Best answer: Tracy Kidder's Among Schoolchildren is a good fictionalized ethnography of an elementary school teacher.

Elliot Eisner is awesome if you're interested at all in the arts. If you're not interested in the arts, then you should still read him to figure out why you should be. :)

Mem Fox's Radical Reflections is a good one about early literacy.

I've found Joyce, Weil and Calhoun's Models of Teaching incredibly helpful in thinking about lesson planning.

If you're willing to read something a little bit dated (1963) and from another country (New Zealand), then Teacher, by Sylvia Ashton Warner, is a really good read.

The journal suggestions above are really good.

Good luck!
posted by bardophile at 11:23 PM on January 10, 2011

Best answer: I also came to recommend Among Schoolchildren, and A Lesson is Like a Swiftly Flowing River, by Catherine Lewis and Ineko Tsuchida. Elementary and Middle School Mathematics: Teaching Developmentally, by John Van de Walle, is a great resource.

I am an INTJ as well, and when I was getting my certification we were given some materials about how different types worked as teachers. I remember it said that the average stay of an INTJ in teaching was 5 years, and that they tended to gravitate toward curriculum development. I taught in public schools for 6 years, and now spend a lot of my time doing curriculum development. Sort of scary.

Just based on your posting history here, you are going to be a great teacher, and I envy your students and their parents.
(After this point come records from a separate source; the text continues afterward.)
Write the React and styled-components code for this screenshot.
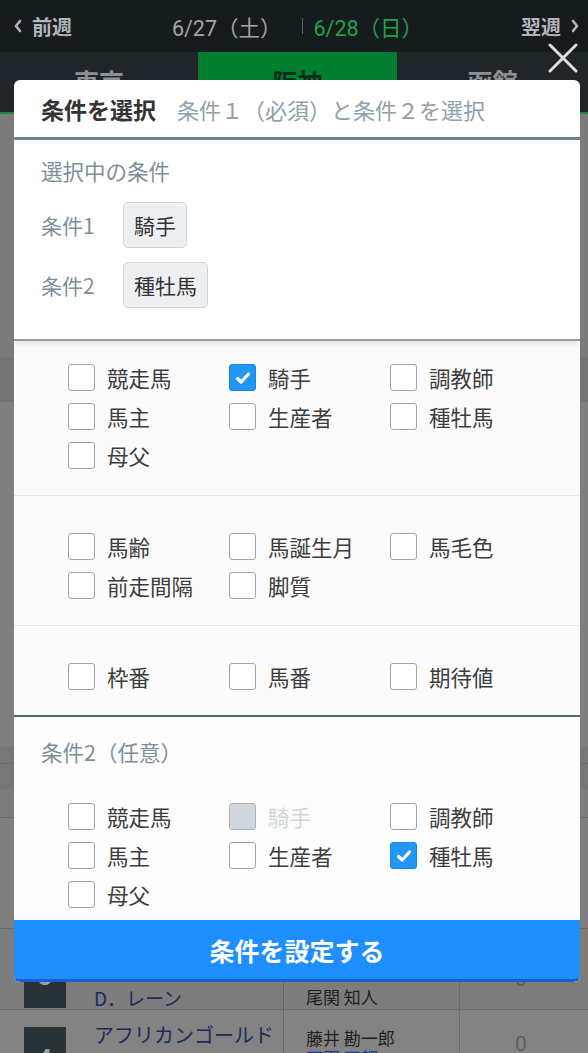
import React from "react";
import styled, { createGlobalStyle } from "styled-components";

const GlobalStyle = createGlobalStyle`
  html, body {
    margin: 0;
    padding: 0;
  }
  body {
    font-family: "Noto Sans CJK JP", "Noto Sans", sans-serif;
  }
`;

const GROUP_A = [
  [
    { label: "競走馬" },
    { label: "騎手", checked: true },
    { label: "調教師" },
    { label: "馬主" },
    { label: "生産者" },
    { label: "種牡馬" },
    { label: "母父" },
  ],
  [
    { label: "馬齢" },
    { label: "馬誕生月" },
    { label: "馬毛色" },
    { label: "前走間隔" },
    { label: "脚質" },
  ],
  [{ label: "枠番" }, { label: "馬番" }, { label: "期待値" }],
];

const GROUP_B = [
  { label: "競走馬" },
  { label: "騎手", disabled: true },
  { label: "調教師" },
  { label: "馬主" },
  { label: "生産者" },
  { label: "種牡馬", checked: true },
  { label: "母父" },
];

const App = () => {
  return (
    <>
      <GlobalStyle />
      <Page>
        <TopBar>
          <NavLink>
            <Chevron dir="left" />
            前週
          </NavLink>
          <Dates>
            <DateText>6/27（土）</DateText>
            <DateSep />
            <DateText $active>6/28（日）</DateText>
          </Dates>
          <NavLink>
            翌週
            <Chevron dir="right" />
          </NavLink>
        </TopBar>
        <TabBar>
          <Tab>東京</Tab>
          <Tab $active>阪神</Tab>
          <Tab>函館</Tab>
        </TabBar>

        <Backdrop>
          <Band $h={244} $bg="#7b7b7b" />
          <Band $h={44} $bg="#747474" />
          <Band $h={345} $bg="#7f7f7f" />
          <Band $h={16} $bg="#777777" $line />
          <Band $h={25} $bg="#777777" />
          <Band $h={28} $bg="#7d7d7d" $line />
          <Band $h={110} $bg="#7f7f7f" $line />
          <RaceRow
            no="3"
            horse="ワンダーウマ"
            jockey="D．レーン"
            people={["", "", "尾関 知人"]}
            countTop={38}
          />
          <RaceRow
            no="4"
            horse="アフリカンゴールド"
            jockey="国分 恭介"
            people={["藤井 勘一郎", "西園 正都"]}
            countTop={22}
            light
          />
        </Backdrop>

        <CloseButton aria-label="閉じる">
          <svg width="30" height="30" viewBox="0 0 30 30">
            <path
              d="M2 2 L28 28 M28 2 L2 28"
              stroke="#dedede"
              strokeWidth="3"
              strokeLinecap="round"
            />
          </svg>
        </CloseButton>

        <Modal>
          <ModalHeader>
            <ModalTitle>条件を選択</ModalTitle>
            <ModalSub>条件１（必須）と条件２を選択</ModalSub>
          </ModalHeader>

          <Selected>
            <Heading>選択中の条件</Heading>
            <SelRow>
              <SelLabel>条件1</SelLabel>
              <Chip>騎手</Chip>
            </SelRow>
            <SelRow>
              <SelLabel>条件2</SelLabel>
              <Chip>種牡馬</Chip>
            </SelRow>
          </Selected>

          <Options>
            {GROUP_A.map((group, i) => (
              <OptSection
                key={i}
                $top={i === 0 ? 23 : 37}
                $bottom={i === 2 ? 25 : 26}
                $last={i === 2}
              >
                <Grid>
                  {group.map((item) => (
                    <Check key={item.label} {...item} />
                  ))}
                </Grid>
              </OptSection>
            ))}
          </Options>

          <Cond2>
            <Heading>条件2（任意）</Heading>
            <Grid>
              {GROUP_B.map((item) => (
                <Check key={item.label} {...item} />
              ))}
            </Grid>
          </Cond2>

          <SubmitButton>条件を設定する</SubmitButton>
        </Modal>
      </Page>
    </>
  );
};

const Chevron = ({ dir }) => (
  <svg width="10" height="14" viewBox="0 0 10 14">
    <path
      d={dir === "left" ? "M7 2 L3 7 L7 12" : "M3 2 L7 7 L3 12"}
      stroke="#b3b6b8"
      strokeWidth="2.6"
      fill="none"
      strokeLinecap="round"
      strokeLinejoin="round"
    />
  </svg>
);

const Check = ({ label, checked, disabled }) => (
  <Item>
    <Box $checked={checked} $disabled={disabled}>
      {checked && (
        <svg width="18" height="18" viewBox="0 0 18 18">
          <path
            d="M3.5 9.5 L7.2 13 L14.5 5"
            stroke="#fff"
            strokeWidth="3.2"
            fill="none"
            strokeLinecap="round"
            strokeLinejoin="round"
          />
        </svg>
      )}
    </Box>
    <ItemLabel $disabled={disabled}>{label}</ItemLabel>
  </Item>
);

const RaceRow = ({ no, horse, jockey, people, light, countTop }) => (
  <Row $light={light}>
    <RowMain>
      <Badge>{no}</Badge>
      <Names>
        <HorseName>{horse}</HorseName>
        <Jockey>{jockey}</Jockey>
      </Names>
    </RowMain>
    <RowPeople>
      {people.map((p, i) => (
        <Person key={i} $blue={i === 1 && people.length === 2}>
          {p || "\u00a0"}
        </Person>
      ))}
    </RowPeople>
    <RowCount $top={countTop}>0</RowCount>
  </Row>
);

const Page = styled.div`
  position: relative;
  width: 588px;
  height: 1053px;
  overflow: hidden;
  background: #7f7f7f;
`;

const TopBar = styled.header`
  height: 52px;
  display: flex;
  align-items: center;
  justify-content: space-between;
  padding: 0 8px 0 13px;
  background: #161b1e;
`;

const NavLink = styled.span`
  display: flex;
  align-items: center;
  gap: 9px;
  font-size: 20px;
  font-weight: 700;
  color: #b3b6b8;
`;

const Dates = styled.div`
  display: flex;
  align-items: center;
  margin-left: 2px;
`;

const DateText = styled.span`
  font-family: Roboto, "Noto Sans CJK JP", sans-serif;
  font-size: 21.5px;
  color: ${(p) => (p.$active ? "#23a043" : "#a2a6a8")};
`;

const DateSep = styled.span`
  width: 1px;
  height: 16px;
  margin: 0 11px 0 20px;
  background: #5c6366;
`;

const TabBar = styled.nav`
  display: grid;
  grid-template-columns: 198px 199px 1fr;
  height: 60px;
  background: #1f2529;
  border-bottom: 2px solid #1a8a3a;
`;

const Tab = styled.div`
  display: flex;
  justify-content: center;
  padding-top: 12px;
  font-size: 25px;
  line-height: 34px;
  font-weight: 700;
  color: ${(p) => (p.$active ? "#0c2d16" : "#8d9193")};
  background: ${(p) => (p.$active ? "#007f31" : "transparent")};
`;

const Backdrop = styled.div`
  display: flex;
  flex-direction: column;
`;

const Band = styled.div`
  height: ${(p) => p.$h}px;
  flex-shrink: 0;
  background: ${(p) => p.$bg};
  border-bottom: ${(p) => (p.$line ? "1px solid #6c6c6c" : "none")};
`;

const Row = styled.div`
  height: 80px;
  flex-shrink: 0;
  display: grid;
  grid-template-columns: 284px 176px 1fr;
  background: ${(p) => (p.$light ? "#838383" : "#7d7d7d")};
  border-bottom: 1px solid #6e6e6e;
`;

const RowMain = styled.div`
  display: flex;
  padding: 17px 0 0 24px;
  gap: 28px;
  border-right: 1px solid #686868;
`;

const Badge = styled.div`
  width: 42px;
  height: 62px;
  flex-shrink: 0;
  display: flex;
  align-items: center;
  justify-content: center;
  background: #283237;
  color: #9ea3a6;
  font-family: Roboto, sans-serif;
  font-weight: 700;
  font-size: 24px;
`;

const Names = styled.div`
  display: flex;
  flex-direction: column;
  gap: 16px;
  margin-top: -6px;
`;

const HorseName = styled.div`
  font-size: 20px;
  line-height: 28px;
  color: #1c2a5c;
  white-space: nowrap;
`;

const Jockey = styled.div`
  font-size: 19px;
  line-height: 28px;
  color: #1c2a5c;
  white-space: nowrap;
`;

const RowPeople = styled.div`
  display: flex;
  flex-direction: column;
  padding: 18px 0 0 22px;
  border-right: 1px solid #6c6c6c;
`;

const Person = styled.div`
  font-size: 17px;
  line-height: 20px;
  color: ${(p) => (p.$blue ? "#1c3a8c" : "#1e1e1e")};
  white-space: nowrap;
`;

const RowCount = styled.div`
  display: flex;
  justify-content: center;
  padding-top: ${(p) => p.$top}px;
  padding-right: 6px;
  font-family: Roboto, sans-serif;
  font-size: 21px;
  color: #5e5e5e;
`;

const CloseButton = styled.button`
  position: absolute;
  top: 43px;
  left: 548px;
  width: 30px;
  height: 30px;
  padding: 0;
  border: none;
  background: none;
  display: flex;
`;

const Modal = styled.div`
  position: absolute;
  top: 80px;
  left: 14px;
  width: 566px;
  border-radius: 6px;
  overflow: hidden;
  background: #fff;
  display: flex;
  flex-direction: column;
`;

const ModalHeader = styled.div`
  height: 57px;
  display: flex;
  align-items: center;
  gap: 21px;
  padding: 0 27px;
  border-bottom: 3px solid #6e8593;
`;

const ModalTitle = styled.span`
  font-size: 23px;
  font-weight: 700;
  color: #333;
`;

const ModalSub = styled.span`
  font-size: 22px;
  color: #8ea0ab;
`;

const Selected = styled.section`
  position: relative;
  z-index: 1;
  display: flex;
  flex-direction: column;
  padding: 16px 27px 31px;
  background: #fff;
  border-bottom: 2px solid #8d9ca6;
  box-shadow: 0 3px 5px rgba(60, 80, 90, 0.12);
`;

const Heading = styled.div`
  font-size: 21.5px;
  line-height: 30px;
  color: #7c8f9b;
  margin-bottom: 16px;
`;

const SelRow = styled.div`
  display: flex;
  align-items: center;
  & + & {
    margin-top: 14px;
  }
`;

const SelLabel = styled.span`
  width: 82px;
  font-size: 21px;
  color: #7c8f9b;
`;

const Chip = styled.span`
  height: 46px;
  box-sizing: border-box;
  display: flex;
  align-items: center;
  padding: 0 10px;
  border: 1px solid #cdd5db;
  border-radius: 5px;
  background: #edf0f3;
  font-size: 21px;
  color: #333;
`;

const Options = styled.div`
  background: #fbfbfb;
  border-bottom: 2px solid #4e6876;
`;

const OptSection = styled.section`
  padding: ${(p) => p.$top}px 0 ${(p) => p.$bottom}px 54px;
  border-bottom: ${(p) => (p.$last ? "none" : "1px solid #e2e4e6")};
`;

const Grid = styled.div`
  display: grid;
  grid-template-columns: repeat(3, 161px);
  row-gap: 12px;
`;

const Item = styled.label`
  display: flex;
  align-items: center;
  height: 27px;
`;

const Box = styled.span`
  width: 27px;
  height: 27px;
  box-sizing: border-box;
  flex-shrink: 0;
  border-radius: 3px;
  display: flex;
  align-items: center;
  justify-content: center;
  border: 1.5px solid
    ${(p) => (p.$checked ? "#1b86e6" : p.$disabled ? "#a7b1b8" : "#a3a3a3")};
  background: ${(p) =>
    p.$checked ? "#2196f3" : p.$disabled ? "#d0d8dd" : "#fff"};
`;

const ItemLabel = styled.span`
  margin-left: 12px;
  font-size: 21.5px;
  line-height: 27px;
  color: ${(p) => (p.$disabled ? "#cfd7dc" : "#3d3d3d")};
`;

const Cond2 = styled.section`
  display: flex;
  flex-direction: column;
  padding: 20px 0 12px 27px;
  background: #fdfdfd;

  ${Grid} {
    margin-top: 20px;
    margin-left: 27px;
  }
`;

const SubmitButton = styled.button`
  height: 62px;
  border: none;
  border-bottom: 3px solid #1a5fd2;
  border-radius: 0 0 6px 6px;
  background: #1f8fff;
  color: #fff;
  font-family: "Noto Sans CJK JP", sans-serif;
  font-size: 25px;
  font-weight: 700;
`;

export default App;
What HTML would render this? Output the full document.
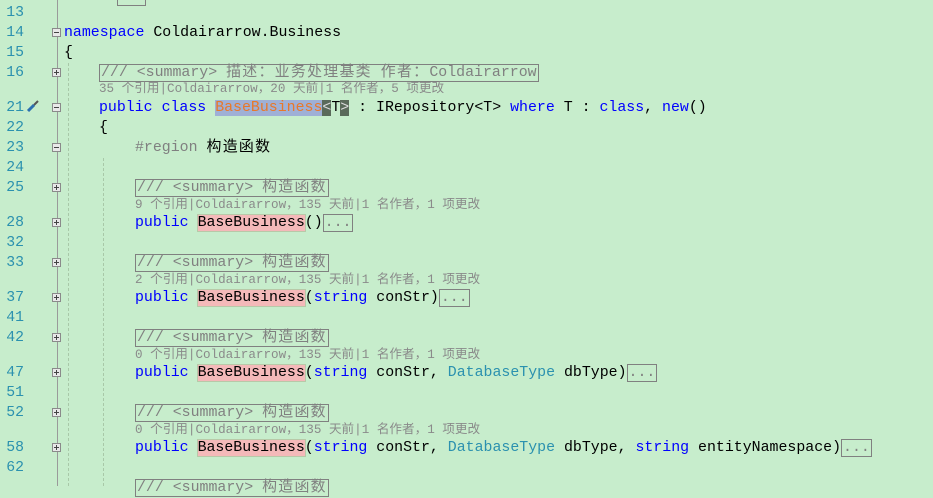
<!DOCTYPE html>
<html><head><meta charset="utf-8"><style>
html,body{margin:0;padding:0;}
body{width:933px;height:486px;background:#c7edcc;position:relative;overflow:hidden;font-family:"Liberation Mono","Noto Sans CJK SC",monospace;}
.n{position:absolute;left:0;width:24px;text-align:right;color:#2b91af;font-size:14.8px;line-height:20px;height:20px;}
.c{position:absolute;font-size:14.9px;line-height:20px;height:20px;white-space:pre;color:#000;}
.l{position:absolute;font-size:12.6px;line-height:14px;white-space:pre;color:#8a8a8a;}
.z{letter-spacing:1.3px}
.k{color:#0000ff}.t{color:#2b91af}.g{color:#808080}
.cm{color:#808080;border:1px solid #808080;padding:0 1px;line-height:18px;}
.e{border:1px solid #808080;color:#808080;padding:0 1px;line-height:18px;}
.hl{background:#f4b9b9;outline:1px solid #b8c9a8;}
.ob{position:absolute;left:52px;width:7px;height:7px;border:1px solid #8a8a8a;background:#e8e8e8;}
.ob:before{content:"";position:absolute;left:1px;top:3px;width:5px;height:1px;background:#444;}
.ob.p:after{content:"";position:absolute;left:3px;top:1px;width:1px;height:5px;background:#444;}
</style></head><body>
<div style="position:absolute;left:57px;top:0;width:1px;height:486px;background:#9a9a9a"></div>
<div style="position:absolute;left:68px;top:63px;height:423px;border-left:1px dashed #a8c8a8"></div>
<div style="position:absolute;left:103px;top:158px;height:328px;border-left:1px dashed #a8c8a8"></div>
<div style="position:absolute;left:117px;top:-10px;width:27px;height:14px;border:1px solid #808080"></div>

<div class="n" style="top:3px">13</div>
<div class="n" style="top:23px">14</div><div class="ob" style="top:28px"></div>
<div class="c" style="left:64px;top:23px"><span class="k">namespace</span> Coldairarrow.Business</div>
<div class="n" style="top:43px">15</div>
<div class="c" style="left:64px;top:43px">{</div>
<div class="n" style="top:63px">16</div><div class="ob p" style="top:68px"></div>
<div class="c" style="left:99px;top:63px"><span class="cm">/// &lt;summary&gt; <span class="z">描述：业务处理基类</span> <span class="z">作者：</span>Coldairarrow</span></div>
<div class="l" style="left:99px;top:82px">35 个引用|Coldairarrow，20 天前|1 名作者，5 项更改</div>
<div class="n" style="top:98px">21</div><div class="ob" style="top:103px"></div>
<svg style="position:absolute;left:26px;top:99px" width="14" height="14"><path d="M2 12 L8 6" stroke="#2b6fb0" stroke-width="3"/><path d="M8 6 L12 2" stroke="#555" stroke-width="2"/></svg>
<div class="c" style="left:99px;top:98px"><span class="k">public</span> <span class="k">class</span> <span style="background:#9fb0d6;color:#e8782a">BaseBusiness</span><span style="background:#5a6a5a;color:#ddd">&lt;</span>T<span style="background:#5a6a5a;color:#ddd">&gt;</span> : IRepository&lt;T&gt; <span class="k">where</span> T : <span class="k">class</span>, <span class="k">new</span>()</div>
<div class="n" style="top:118px">22</div>
<div class="c" style="left:99px;top:118px">{</div>
<div class="n" style="top:138px">23</div><div class="ob" style="top:143px"></div>
<div class="c" style="left:135px;top:138px"><span class="g">#region</span> <span class="z">构造函数</span></div>
<div class="n" style="top:158px">24</div>

<div class="n" style="top:178px">25</div><div class="ob p" style="top:183px"></div>
<div class="c" style="left:135px;top:178px"><span class="cm">/// &lt;summary&gt; <span class="z">构造函数</span></span></div>
<div class="l" style="left:135px;top:198px">9 个引用|Coldairarrow，135 天前|1 名作者，1 项更改</div>
<div class="n" style="top:213px">28</div><div class="ob p" style="top:218px"></div>
<div class="c" style="left:135px;top:213px"><span class="k">public</span> <span class="hl">BaseBusiness</span>()<span class="e">...</span></div>
<div class="n" style="top:233px">32</div>

<div class="n" style="top:253px">33</div><div class="ob p" style="top:258px"></div>
<div class="c" style="left:135px;top:253px"><span class="cm">/// &lt;summary&gt; <span class="z">构造函数</span></span></div>
<div class="l" style="left:135px;top:273px">2 个引用|Coldairarrow，135 天前|1 名作者，1 项更改</div>
<div class="n" style="top:288px">37</div><div class="ob p" style="top:293px"></div>
<div class="c" style="left:135px;top:288px"><span class="k">public</span> <span class="hl">BaseBusiness</span>(<span class="k">string</span> conStr)<span class="e">...</span></div>
<div class="n" style="top:308px">41</div>

<div class="n" style="top:328px">42</div><div class="ob p" style="top:333px"></div>
<div class="c" style="left:135px;top:328px"><span class="cm">/// &lt;summary&gt; <span class="z">构造函数</span></span></div>
<div class="l" style="left:135px;top:348px">0 个引用|Coldairarrow，135 天前|1 名作者，1 项更改</div>
<div class="n" style="top:363px">47</div><div class="ob p" style="top:368px"></div>
<div class="c" style="left:135px;top:363px"><span class="k">public</span> <span class="hl">BaseBusiness</span>(<span class="k">string</span> conStr, <span class="t">DatabaseType</span> dbType)<span class="e">...</span></div>
<div class="n" style="top:383px">51</div>

<div class="n" style="top:403px">52</div><div class="ob p" style="top:408px"></div>
<div class="c" style="left:135px;top:403px"><span class="cm">/// &lt;summary&gt; <span class="z">构造函数</span></span></div>
<div class="l" style="left:135px;top:423px">0 个引用|Coldairarrow，135 天前|1 名作者，1 项更改</div>
<div class="n" style="top:438px">58</div><div class="ob p" style="top:443px"></div>
<div class="c" style="left:135px;top:438px"><span class="k">public</span> <span class="hl">BaseBusiness</span>(<span class="k">string</span> conStr, <span class="t">DatabaseType</span> dbType, <span class="k">string</span> entityNamespace)<span class="e">...</span></div>
<div class="n" style="top:458px">62</div>
<div class="c" style="left:135px;top:478px"><span class="cm">/// &lt;summary&gt; <span class="z">构造函数</span></span></div>
</body></html>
Don't forget that we need you to continue teaching here as well!
posted by Killick at 8:46 AM on January 11, 2011

Response by poster: I remember it said that the average stay of an INTJ in teaching was 5 years, and that they tended to gravitate toward curriculum development.

Ha! I was already thinking about three or four years in the classroom and then moving into curriculum development or administrator. Maybe I'm finally starting to know myself well enough to figure out which direction to paddle. I think I'll like the classroom just fine, but not forever.

Glad to hear good things from others about the Harry Wong book. It's the main text for the alt cert program here.